Why two similar homes can still have different rents
Tenants often compare notes and conclude that one rent must be wrong because two apparently similar homes have different charges. Sometimes the difference is legitimate. Common reasons include:
- One tenancy is social rent and the other is affordable rent.
- One home includes higher service charges.
- The homes entered the rent regime at different times.
- Different historic rent caps or annual uplift paths applied.
- There are differences in valuation, size, floor area, or amenity.
- One scheme is supported housing or sheltered accommodation.
That is why rent review letters and tenancy agreements matter. The legal or contractual basis for the charge usually explains more than a simple property comparison can.
How to check whether your rent looks right
- Read your tenancy agreement and latest rent letter carefully.
- Check whether the tenancy is described as social rent, affordable rent, or another model.
- Separate the core rent from service charges.
- Ask your landlord for a rent breakdown if any line is unclear.
- Review the applicable annual rent increase policy for the relevant year.
- Compare your charge with similar homes only after confirming they are on the same rent product.
If you believe there is a mistake, ask for the written rent calculation and policy basis. Good landlords should be able to explain how they got from the tenancy type and property details to the amount on your account.
How to use the calculator sensibly
The calculator on this page is best used as a transparent educational tool. It helps you understand the moving parts of rent setting rather than replacing a formal landlord notice. If you are estimating a social rent, focus on local earnings, relative property value, bedroom size, and service charges. If you are estimating an affordable rent, switch the model and see how strongly the result depends on the local market rent input.
For example, if market rent in your area is high, an affordable rent set at 80% can still be expensive compared with a formula social rent. That is one reason policy debates often distinguish between social rent supply and affordable rent supply. They are not interchangeable from the tenant’s perspective.

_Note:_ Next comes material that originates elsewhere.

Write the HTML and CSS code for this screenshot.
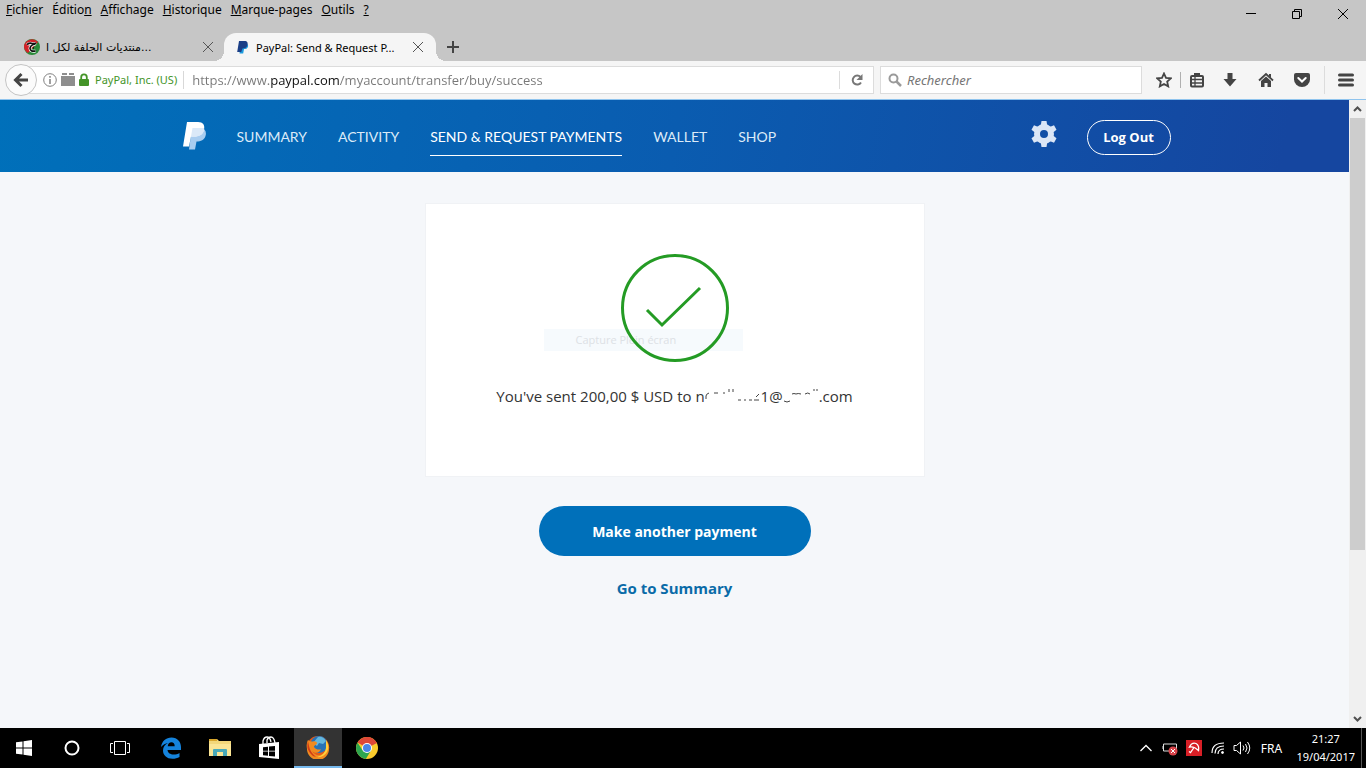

Authoritative sources for current policy and statistics
- UK Government: Direction on the Rent Standard from 1 April 2020
- UK Government: English Housing Survey 2022 to 2023, social rented sector
- Office for National Statistics: Housing statistics hub
Bottom line
Social housing rents are usually calculated through regulation, not just market demand. In England, traditional social rent has been shaped by a formula that gives greater weight to local earnings than to property values, with additional adjustments for property size and service charges. Affordable rent works differently because it is linked more directly to market rent levels. The number on a tenant’s statement can therefore reflect not only the home itself, but also policy history, tenancy type, and annual increase rules.
If you want a fast estimate, the calculator above gives you a practical starting point. If you want certainty, the decisive documents are your tenancy agreement, your landlord’s rent notice, and the current regulatory guidance that applies to your home.